Tips for avoiding stomach bugs

  • Drink bottled water – make sure the seal hasn’t been broken and the bottle refilled.
  • Be careful to only eat food that has been freshly cooked and is still hot.
  • Peel fruit.
  • Avoid raw vegetables, salad and ice in drinks.
  • Be careful with ice cream – avoid street sellers.

Tips for avoiding skin infections

  • Try to avoid insect bites – use an insect repellent at all times.
  • Take a first aid kit, including antiseptic wipes and plasters or dressings.
  • Treat cuts and grazes straight away – especially in hot, humid climates.

Talk to your doctor about whether you need to take some antibiotics with you, for either a stomach bug or cuts and grazes.  

And remember to talk to your doctor in plenty of time before your trip about what vaccinations you may need.


Any swelling of part of the body (lymphoedema) that you have might become worse for a while when you’re travelling. This is most likely to be because you won’t be moving so much during the journey.

Tips for coping with lymphoedema while travelling

  • Wear a well fitting elastic (compression) sleeve or stocking when travelling.
  • Wear loose clothing.
  • Keep the affected arm or leg raised, if possible.
  • Move around at least every hour.
  • Avoid extremes of temperature – if possible, keep cool.
  • Avoid sunburn.
  • Look after your skin – keep it clean and moisturised.
  • Avoid insect bites – use an insect repellent.
  • Clean cuts and grazes with antiseptic and cover them.
  • Drink plenty of water.
  • Don’t overdo things – just do the same amount of exercise as usual.

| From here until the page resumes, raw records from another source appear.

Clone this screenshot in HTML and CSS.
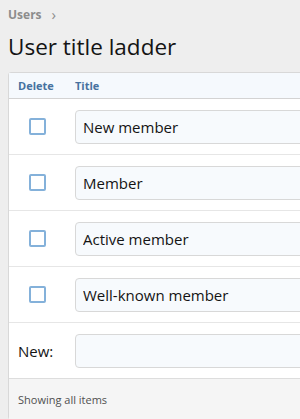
FILE: index.html
```html
<!DOCTYPE html>
<html lang="en">
  <head>
    <meta charset="UTF-8" />
    <title>User title ladder</title>
    <link rel="stylesheet" href="styles.css">
  </head>
  <body>
    <div class="page">
      <div class="breadcrumb">
        <a href="#">Users</a>
        <span class="crumb-sep">&rsaquo;</span>
      </div>
      <h1 class="page-title">User title ladder</h1>

      <div class="block">
        <div class="data-row data-head">
          <div class="cell cell-delete">Delete</div>
          <div class="cell cell-title">Title</div>
        </div>

        <div class="data-row">
          <div class="cell cell-delete"><input type="checkbox" class="check" /></div>
          <div class="cell cell-title"><input class="input" type="text" value="New member" /></div>
        </div>
        <div class="data-row">
          <div class="cell cell-delete"><input type="checkbox" class="check" /></div>
          <div class="cell cell-title"><input class="input" type="text" value="Member" /></div>
        </div>
        <div class="data-row">
          <div class="cell cell-delete"><input type="checkbox" class="check" /></div>
          <div class="cell cell-title"><input class="input" type="text" value="Active member" /></div>
        </div>
        <div class="data-row">
          <div class="cell cell-delete"><input type="checkbox" class="check" /></div>
          <div class="cell cell-title"><input class="input" type="text" value="Well-known member" /></div>
        </div>
        <div class="data-row">
          <div class="cell cell-delete cell-label">New:</div>
          <div class="cell cell-title"><input class="input" type="text" value="" /></div>
        </div>

        <div class="block-footer">Showing all items</div>
      </div>
    </div>
  </body>
</html>
```

FILE: styles.css
```css
html {
  overflow: hidden;
}

body {
  margin: 0px;
  background: #eeeeee;
  color: #141414;
  font-family: "Segoe UI", "Open Sans", sans-serif;
}

.page {
  padding: 5px 0 0 8px;
}

.breadcrumb {
  display: flex;
  align-items: center;
  gap: 10px;
  height: 18px;
  font-size: 12px;
  font-weight: bold;

  a {
    color: #8c8c8c;
    text-decoration: none;
  }
}

.crumb-sep {
  color: #8c8c8c;
  font-weight: normal;
  font-size: 15px;
}

.page-title {
  margin: 8px 0 0 0;
  font-size: 22.5px;
  font-weight: normal;
  line-height: 32px;
  height: 41px;
}

.block {
  width: 420px;
  background: #ffffff;
  border: 1px solid #d8d8d8;
  border-radius: 3px 0 0 3px;
}

.data-row {
  display: flex;
  align-items: center;
  height: 55px;
  border-top: 1px solid #e6e6e6;
}

.data-head {
  height: 25px;
  border-top: none;
  border-bottom: 1px solid #d3d3d3;
  background: #f5f9fd;
  font-size: 11px;
  font-weight: bold;
  color: #47729f;

  + .data-row {
    border-top: none;
  }
}

.cell-delete {
  width: 66px;
  padding-left: 9px;
  box-sizing: border-box;
}

.cell-title {
  flex: 1;
}

.cell-label {
  font-size: 15px;
}

.check {
  appearance: none;
  display: block;
  margin: 0 0 0 11px;
  width: 17px;
  height: 17px;
  border: 2px solid #84b1da;
  border-radius: 2px;
  background: #ffffff;
  box-sizing: border-box;
}

.input {
  display: block;
  box-sizing: border-box;
  width: 100%;
  height: 34px;
  margin: 0;
  padding: 0 7px;
  border: 1px solid #d8d8d8;
  border-radius: 4px;
  background: #f7fafd;
  color: #141414;
  font-family: inherit;
  font-size: 15px;
}

.block-footer {
  height: 40px;
  padding-left: 9px;
  display: flex;
  align-items: center;
  border-top: 1px solid #dddddd;
  background: #f5f5f5;
  color: #505050;
  font-size: 11px;
}
```
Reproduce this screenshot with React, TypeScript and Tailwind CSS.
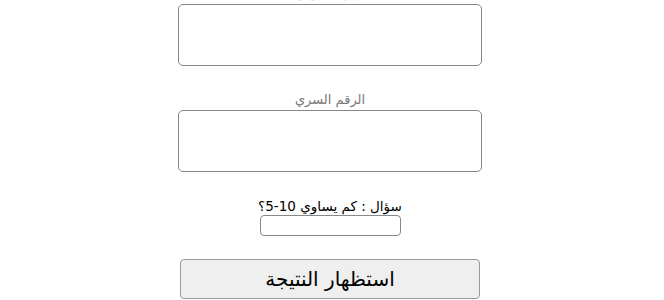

Talk to your doctor about taking antibiotics with you, in case you get an infection.

You might want to wear a medical alert bracelet to show you have lymphoedema or are at risk of it.

This alerts health professionals that they shouldn’t use your affected arm or leg to take your blood pressure, or for blood tests or injections.

Taking care in the sun

Everyone should protect their skin from the sun. Exposure to strong sun isn’t good for anyone.

But after some cancer treatments, your skin may be more sensitive to the sun than the average person’s. Your skin may also be drier. And it may be more sensitive to chemicals, such as chlorine in swimming pools.

Talk to your specialist about whether your treatment will make your skin more sensitive.

Cancer drugs that make your skin more sensitive to sun include:

  • Doxorubicin
  • Dacarbazine
  • Fluorouracil
  • Idarubicin
  • Methotrexate

Your skin may stay sensitive for a few years after treatment.

After radiotherapy, the skin where you had treatement will stay sensitive for many years. Keep it covered for the first year. And you’ll need to keep protecting it for many years after that.

  • Wear close weave cotton clothing in the sun.
  • Wear long sleeves and trousers.
  • Wear a hat that shades your face and neck.
  • Avoid the sun when it is the strongest between 11am and 3pm.
  • Use a high factor broad spectrum sun cream that protects you against UVA and UVB rays.